Vous vivez une partie de l’année en Californie où vous enseignez. Avez-vous le sentiment que les États-Unis ont un « rapport plus apaisé » à l’immigration, qu’ils se rendent davantage compte des apports des immigrés ?

Nous parlons d’un pays qui est un territoire de peuplement : les gens sont venus d’ailleurs pour s’y installer, pour créer l’Amérique que nous connaissons aujourd’hui. Cela n’a pas été sans heurts avec cette superposition « d’ethnies », pour reprendre une formule qui est souvent utilisée là-bas. L’immigration, lorsqu’elle est légale, est en soi une manière de renforcer la nation en ramenant chez soi ceux qui vont maintenir l’Amérique au rang de première puissance. Pourtant, même aux États-Unis, la question de l’immigration est devenue, elle aussi, un véritable enjeu électoral depuis quelques années. Dans les deux sens : soit on promet de régulariser les illégaux afin de racoler l’électorat hispanique, soit on renchérit comme certains républicains de la ligne dure dans la surveillance des frontières au point d’envisager même la construction de murs ! En somme, l’immigration est un levier dont se sert l’Amérique, mais aussi un instrument électoral qui n’est pas à l’abri des turbulences que connaît l’Europe actuellement.
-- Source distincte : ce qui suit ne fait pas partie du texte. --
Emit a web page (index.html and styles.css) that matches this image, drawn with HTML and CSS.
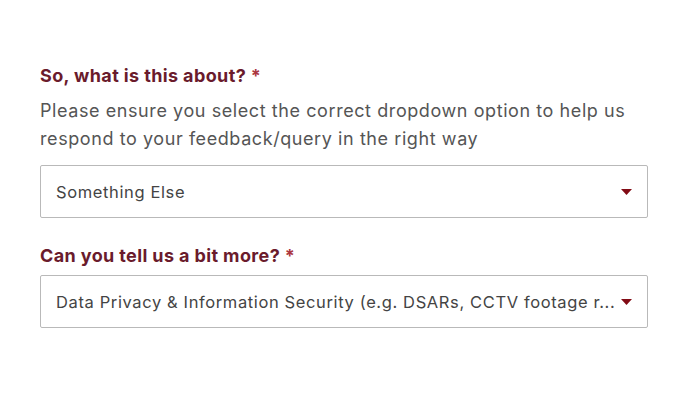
FILE: index.html
```html
<!DOCTYPE html>
<html>
<head>
<meta charset="utf-8">
<link rel="stylesheet" href="styles.css">
</head>
<body>
<form class="form">
  <div class="field">
    <div class="label">So, what is this about? <span class="req">*</span></div>
    <p class="help">Please ensure you select the correct dropdown option to help us respond to your feedback/query in the right way</p>
    <div class="select">
      <span class="value">Something Else</span>
      <svg class="arrow" width="11" height="6" viewBox="0 0 11 6"><path d="M0 0H11L5.5 6Z" fill="#820b15"/></svg>
    </div>
  </div>
  <div class="field field2">
    <div class="label">Can you tell us a bit more? <span class="req">*</span></div>
    <div class="select">
      <span class="value">Data Privacy &amp; Information Security (e.g. DSARs, CCTV footage r...</span>
      <svg class="arrow" width="11" height="6" viewBox="0 0 11 6"><path d="M0 0H11L5.5 6Z" fill="#820b15"/></svg>
    </div>
  </div>
</form>
</body>
</html>
```
FILE: styles.css
```css
html, body {
  margin: 0;
  background: #fff;
}
body {
  font-family: "Inter", "Open Sans", sans-serif;
}
.form {
  padding: 63px 36px 0 40px;
  width: 608px;
}
.label {
  font-size: 18px;
  font-weight: 700;
  color: #6a1b2c;
  line-height: 26px;
  letter-spacing: 0.38px;
}
.req {
  color: #ab3640;
}
.help {
  margin: 8px 0 0;
  font-size: 18px;
  line-height: 28px;
  color: #555;
  letter-spacing: 0.58px;
}
.select {
  margin-top: 12px;
  height: 53px;
  box-sizing: border-box;
  border: 1px solid #b9b9b9;
  border-radius: 2px;
  display: flex;
  align-items: center;
  padding: 0 15px 0 15px;
  gap: 10px;
}
.value {
  flex: 1;
  min-width: 0;
  font-size: 16.5px;
  color: #444;
  white-space: nowrap;
  letter-spacing: 0.62px;
}
.arrow {
  flex: none;
}
.field2 {
  margin-top: 25px;
}
.field2 .select {
  margin-top: 6px;
}
```
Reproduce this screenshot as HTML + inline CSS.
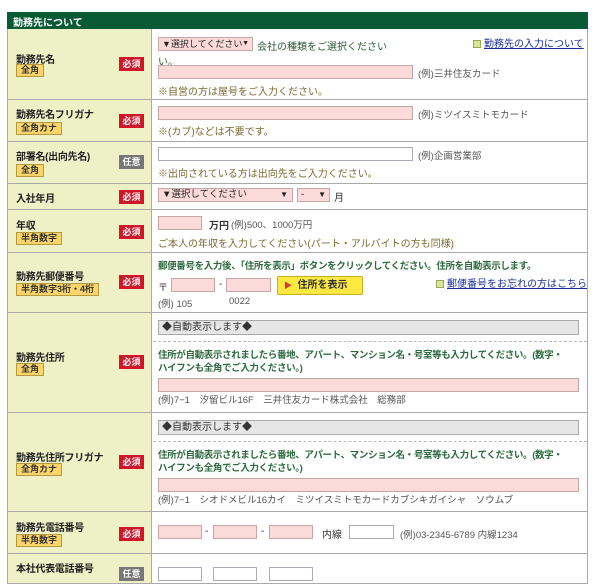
<!DOCTYPE html>
<html><head><meta charset="utf-8"><style>
*{margin:0;padding:0;box-sizing:border-box}
body{width:600px;height:571px;background:#fff;position:relative;overflow:hidden;font-family:"Liberation Sans","Noto Sans CJK JP",sans-serif;font-size:10px;color:#333}
.a{position:absolute;white-space:nowrap}
.hd{left:7px;top:12px;width:581px;height:17px;background:#0b5a36;color:#fff;font-weight:bold;font-size:10px;padding:2px 0 0 6px}
.lc{position:absolute;left:7px;width:145px;background:#eef0c6;border-left:1px solid #aaa;border-bottom:1px solid #aaa;border-right:1px solid #aaa}
.rc{position:absolute;left:152px;width:436px;background:#fff;border-right:1px solid #aaa;border-bottom:1px solid #aaa}
.lb{font-weight:bold;font-size:10px;color:#222;letter-spacing:-0.3px}
.tg{background:#fbd46a;border:1px solid #b8983c;font-size:9px;font-weight:bold;padding:0 4px;line-height:11px;color:#333}
.bd{left:119px;width:25px;height:14px;background:#d2162a;color:#fff;font-size:9px;font-weight:bold;text-align:center;line-height:14px}
.gy{background:#777}
.pk{position:absolute;background:#fcdada;border:1px solid #c4a8a8;height:14px;overflow:hidden;white-space:nowrap}
.wh{position:absolute;background:#fff;border:1px solid #aab;height:14px}
.gb{position:absolute;background:#e6e6e6;border:1px solid #aaa;height:15px;font-size:10px;padding-left:3px;line-height:13px}
.nt{color:#7a6a30;font-size:10px}
.gt{color:#2d6a40;font-weight:bold;font-size:9.5px;letter-spacing:-0.35px}
.ex{color:#555;font-size:9.5px}
.lk{color:#1a2e9a;text-decoration:underline;font-size:10px}
.ic{display:inline-block;width:8px;height:8px;background:#d9e59a;border:1px solid #98a850;margin-right:3px;vertical-align:-1px}
.dl{position:absolute;left:153px;width:434px;border-top:1px dashed #bbb}
.sl{font-size:9.5px;line-height:12px;padding-left:3px;color:#222}
</style></head><body>
<div class="a hd">勤務先について</div>

<div class="lc" style="top:29px;height:71px"></div><div class="rc" style="top:29px;height:71px"></div>
<div class="lc" style="top:100px;height:42px"></div><div class="rc" style="top:100px;height:42px"></div>
<div class="lc" style="top:142px;height:42px"></div><div class="rc" style="top:142px;height:42px"></div>
<div class="lc" style="top:184px;height:26px"></div><div class="rc" style="top:184px;height:26px"></div>
<div class="lc" style="top:210px;height:43px"></div><div class="rc" style="top:210px;height:43px"></div>
<div class="lc" style="top:253px;height:60px"></div><div class="rc" style="top:253px;height:60px"></div>
<div class="lc" style="top:313px;height:100px"></div><div class="rc" style="top:313px;height:100px"></div>
<div class="lc" style="top:413px;height:99px"></div><div class="rc" style="top:413px;height:99px"></div>
<div class="lc" style="top:512px;height:42px"></div><div class="rc" style="top:512px;height:42px"></div>
<div class="lc" style="top:554px;height:30px"></div><div class="rc" style="top:554px;height:30px"></div>

<!-- row1 -->
<div class="a lb" style="left:16px;top:51px">勤務先名</div>
<div class="a tg" style="left:16px;top:64px">全角</div>
<div class="a bd" style="top:57px">必須</div>
<div class="pk sl" style="left:158px;top:37px;width:95px;font-size:9px">▼選択してください<span style="position:absolute;right:3px;font-size:7px">▼</span></div>
<div class="a" style="left:257px;top:38px;color:#2d5a3a;font-size:10px">会社の種類をご選択ください</div>
<div class="a" style="left:158px;top:53px;color:#2d5a3a">い。</div>
<div class="a" style="left:473px;top:35px"><span class="ic"></span><span class="lk">勤務先の入力について</span></div>
<div class="pk" style="left:158px;top:65px;width:255px"></div>
<div class="a ex" style="left:418px;top:66px">(例)三井住友カード</div>
<div class="a nt" style="left:158px;top:83px">※自営の方は屋号をご入力ください。</div>

<!-- row2 -->
<div class="a lb" style="left:16px;top:106px">勤務先名フリガナ</div>
<div class="a tg" style="left:16px;top:122px">全角カナ</div>
<div class="a bd" style="top:114px">必須</div>
<div class="pk" style="left:158px;top:106px;width:255px"></div>
<div class="a ex" style="left:418px;top:107px">(例)ミツイスミトモカード</div>
<div class="a nt" style="left:158px;top:123px">※(カブ)などは不要です。</div>

<!-- row3 -->
<div class="a lb" style="left:16px;top:148px">部署名(出向先名)</div>
<div class="a tg" style="left:16px;top:164px">全角</div>
<div class="a bd gy" style="top:155px">任意</div>
<div class="wh" style="left:158px;top:147px;width:255px"></div>
<div class="a ex" style="left:418px;top:148px">(例)企画営業部</div>
<div class="a nt" style="left:158px;top:165px">※出向されている方は出向先をご入力ください。</div>

<!-- row4 -->
<div class="a lb" style="left:16px;top:190px">入社年月</div>
<div class="a bd" style="top:190px">必須</div>
<div class="pk sl" style="left:158px;top:188px;width:135px">▼選択してください<span style="position:absolute;right:4px;font-size:8px">▼</span></div>
<div class="pk sl" style="left:297px;top:188px;width:33px">-<span style="position:absolute;right:3px;font-size:8px">▼</span></div>
<div class="a" style="left:334px;top:189px">月</div>

<!-- row5 -->
<div class="a lb" style="left:16px;top:217px">年収</div>
<div class="a tg" style="left:16px;top:232px">半角数字</div>
<div class="a bd" style="top:225px">必須</div>
<div class="pk" style="left:158px;top:216px;width:44px"></div>
<div class="a" style="left:209px;top:217px;font-weight:bold">万円</div>
<div class="a ex" style="left:231px;top:217px">(例)500、1000万円</div>
<div class="a nt" style="left:158px;top:235px">ご本人の年収を入力してください(パート・アルバイトの方も同様)</div>

<!-- row6 -->
<div class="a lb" style="left:16px;top:268px">勤務先郵便番号</div>
<div class="a tg" style="left:16px;top:283px">半角数字3桁・4桁</div>
<div class="a bd" style="top:275px">必須</div>
<div class="a gt" style="left:158px;top:258px">郵便番号を入力後、「住所を表示」ボタンをクリックしてください。住所を自動表示します。</div>
<div class="a" style="left:158px;top:279px">〒</div>
<div class="pk" style="left:171px;top:278px;width:44px"></div>
<div class="a" style="left:219px;top:279px">-</div>
<div class="pk" style="left:226px;top:278px;width:45px"></div>
<div class="a" style="left:277px;top:276px;width:86px;height:19px;background:#fbe840;border:1px solid #c9b020;border-radius:2px;font-weight:bold;font-size:10px;line-height:17px;padding-left:6px"><span style="color:#d33;font-size:8px">▶</span>&nbsp;&nbsp;住所を表示</div>
<div class="a ex" style="left:158px;top:296px">(例) 105</div>
<div class="a ex" style="left:229px;top:296px">0022</div>
<div class="a" style="left:436px;top:275px"><span class="ic"></span><span class="lk">郵便番号をお忘れの方はこちら</span></div>

<!-- row7 -->
<div class="a lb" style="left:16px;top:349px">勤務先住所</div>
<div class="a tg" style="left:16px;top:363px">全角</div>
<div class="a bd" style="top:355px">必須</div>
<div class="gb" style="left:158px;top:320px;width:421px">◆自動表示します◆</div>
<div class="dl" style="top:341px"></div>
<div class="a gt" style="left:158px;top:349px;line-height:13px">住所が自動表示されましたら番地、アパート、マンション名・号室等も入力してください。(数字・<br>ハイフンも全角でご入力ください。)</div>
<div class="pk" style="left:158px;top:378px;width:421px"></div>
<div class="a ex" style="left:158px;top:392px">(例)7−1　汐留ビル16F　三井住友カード株式会社　総務部</div>

<!-- row8 -->
<div class="a lb" style="left:16px;top:449px">勤務先住所フリガナ</div>
<div class="a tg" style="left:16px;top:463px">全角カナ</div>
<div class="a bd" style="top:455px">必須</div>
<div class="gb" style="left:158px;top:420px;width:421px">◆自動表示します◆</div>
<div class="dl" style="top:441px"></div>
<div class="a gt" style="left:158px;top:449px;line-height:13px">住所が自動表示されましたら番地、アパート、マンション名・号室等も入力してください。(数字・<br>ハイフンも全角でご入力ください。)</div>
<div class="pk" style="left:158px;top:478px;width:421px"></div>
<div class="a ex" style="left:158px;top:492px">(例)7−1　シオドメビル16カイ　ミツイスミトモカードカブシキガイシャ　ソウムブ</div>

<!-- row9 -->
<div class="a lb" style="left:16px;top:519px">勤務先電話番号</div>
<div class="a tg" style="left:16px;top:534px">半角数字</div>
<div class="a bd" style="top:527px">必須</div>
<div class="pk" style="left:158px;top:525px;width:44px"></div>
<div class="a" style="left:205px;top:526px">-</div>
<div class="pk" style="left:213px;top:525px;width:44px"></div>
<div class="a" style="left:261px;top:526px">-</div>
<div class="pk" style="left:269px;top:525px;width:44px"></div>
<div class="a" style="left:322px;top:526px">内線</div>
<div class="wh" style="left:349px;top:525px;width:45px"></div>
<div class="a ex" style="left:400px;top:527px">(例)03-2345-6789 内線1234</div>

<!-- row10 -->
<div class="a lb" style="left:16px;top:560px">本社代表電話番号</div>
<div class="a bd gy" style="top:567px">任意</div>
<div class="wh" style="left:158px;top:567px;width:44px"></div>
<div class="wh" style="left:213px;top:567px;width:44px"></div>
<div class="wh" style="left:269px;top:567px;width:44px"></div>
</body></html>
Avez-vous été victime de racisme en France ou aux États-Unis ? Ou êtes-vous protégé par votre statut social, comme le suggère l’un des Africains de Paris à qui vous donnez la parole dans Le Sanglot de l’homme noir ?

Le racisme peut revêtir des formes plus subtiles lorsque vous avez un statut social « protégé », comme vous dites. L’acteur Denzel Washington et le Noir qui entretient un immeuble de centre-ville de Los Angeles ne subiront pas la même forme de racisme.